Component variation, drift over lifetime and environmental conditions are all part of engineering. It wouldn't account for "break-in" because the values, and how they change, are all over a statistical map. They also change in predictable and describable ways that can be measured.
Break-in, as audiophiles explain it is not easily tied to a measurement. Sure.. you can measure the changes in crystalline structure, look at a scanning micrograph and see changes at the atomic level but none of those things necessarily relate to audibility. They are all in the grass. Most of them so far in the grass you would need a shovel to find them. They don't explain an audible difference as understood by people who do research on audibility of such things.
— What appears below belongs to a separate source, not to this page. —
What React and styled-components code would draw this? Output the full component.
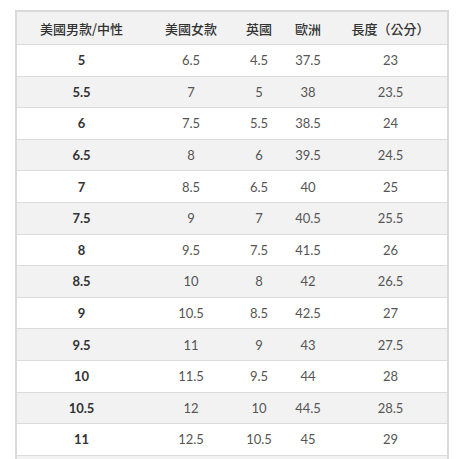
import React from "react";
import styled, { createGlobalStyle } from "styled-components";

const Global = createGlobalStyle`
  body {
    margin: 0;
    background: #fff;
    font-family: Lato, "Noto Sans CJK TC", sans-serif;
  }
`;

const Wrap = styled.div`
  padding: 10px 0 0 15px;
  height: 459px;
  overflow: hidden;
  box-sizing: border-box;
`;

const Table = styled.table`
  width: 432px;
  border-collapse: collapse;
  table-layout: fixed;
  border: 2px solid #d9d9d9;
  border-bottom: none;
`;

const Head = styled.th`
  height: 32px;
  padding: 0;
  background: #f2f2f2;
  color: #333;
  font-weight: 500;
  font-size: 13px;
  text-align: center;
  border-bottom: 1px solid #dcdcdc;
  font-family: "Noto Sans CJK TC", sans-serif;
`;

const Row = styled.tr`
  background: ${(p) => (p.$alt ? "#f2f2f2" : "#fff")};
  border-bottom: 1px solid #dcdcdc;
`;

const Cell = styled.td`
  height: 30.6px;
  padding: 0;
  text-align: center;
  font-size: 13px;
  color: ${(p) => (p.$bold ? "#333" : "#555")};
  font-weight: ${(p) => (p.$bold ? 700 : 400)};
`;

const cols = [
  { label: "美國男款/中性", w: 130 },
  { label: "美國女款", w: 90 },
  { label: "英國", w: 46 },
  { label: "歐洲", w: 52 },
  { label: "長度（公分）", w: 114 },
];

const rows = [
  ["5", "6.5", "4.5", "37.5", "23"],
  ["5.5", "7", "5", "38", "23.5"],
  ["6", "7.5", "5.5", "38.5", "24"],
  ["6.5", "8", "6", "39.5", "24.5"],
  ["7", "8.5", "6.5", "40", "25"],
  ["7.5", "9", "7", "40.5", "25.5"],
  ["8", "9.5", "7.5", "41.5", "26"],
  ["8.5", "10", "8", "42", "26.5"],
  ["9", "10.5", "8.5", "42.5", "27"],
  ["9.5", "11", "9", "43", "27.5"],
  ["10", "11.5", "9.5", "44", "28"],
  ["10.5", "12", "10", "44.5", "28.5"],
  ["11", "12.5", "10.5", "45", "29"],
  ["", "", "", "", ""],
];

export default function App() {
  return (
    <Wrap>
      <Global />
      <Table>
        <colgroup>
          {cols.map((c) => (
            <col key={c.label} style={{ width: c.w }} />
          ))}
        </colgroup>
        <thead>
          <tr>
            {cols.map((c) => (
              <Head key={c.label}>{c.label}</Head>
            ))}
          </tr>
        </thead>
        <tbody>
          {rows.map((r, i) => (
            <Row key={i} $alt={i % 2 === 1}>
              {r.map((v, j) => (
                <Cell key={j} $bold={j === 0}>
                  {v}
                </Cell>
              ))}
            </Row>
          ))}
        </tbody>
      </Table>
    </Wrap>
  );
}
When you design a transducer and a loudspeaker, there is natural variation in the process. There is MUCH more variation unit-unit in the transducer, than you will ever measure from one of these "in the grass" type of physical measurements. When you put that loudspeaker in a room, there are yet more variations, some of the order of 15-20dB which are certainly audible. At the same time, for perspective I've seen people sit and listen to speakers for hours without noticing the tweeter was hooked up out of phase and there is a 20-25dB hole in the midrange. I've done it myself although I'll typically notice something is askew fairly quick.
Scales, microphones, and pretty much any type of measurement device has to be calibrated against a standard. Why? Because their entire value is in accuracy. There are any number of environmental or accidental things that can happen to a mic, scale or other measurement device and that destroys its primary function. That is why they are calibrated, not because there is some unexplainable break-in occurring.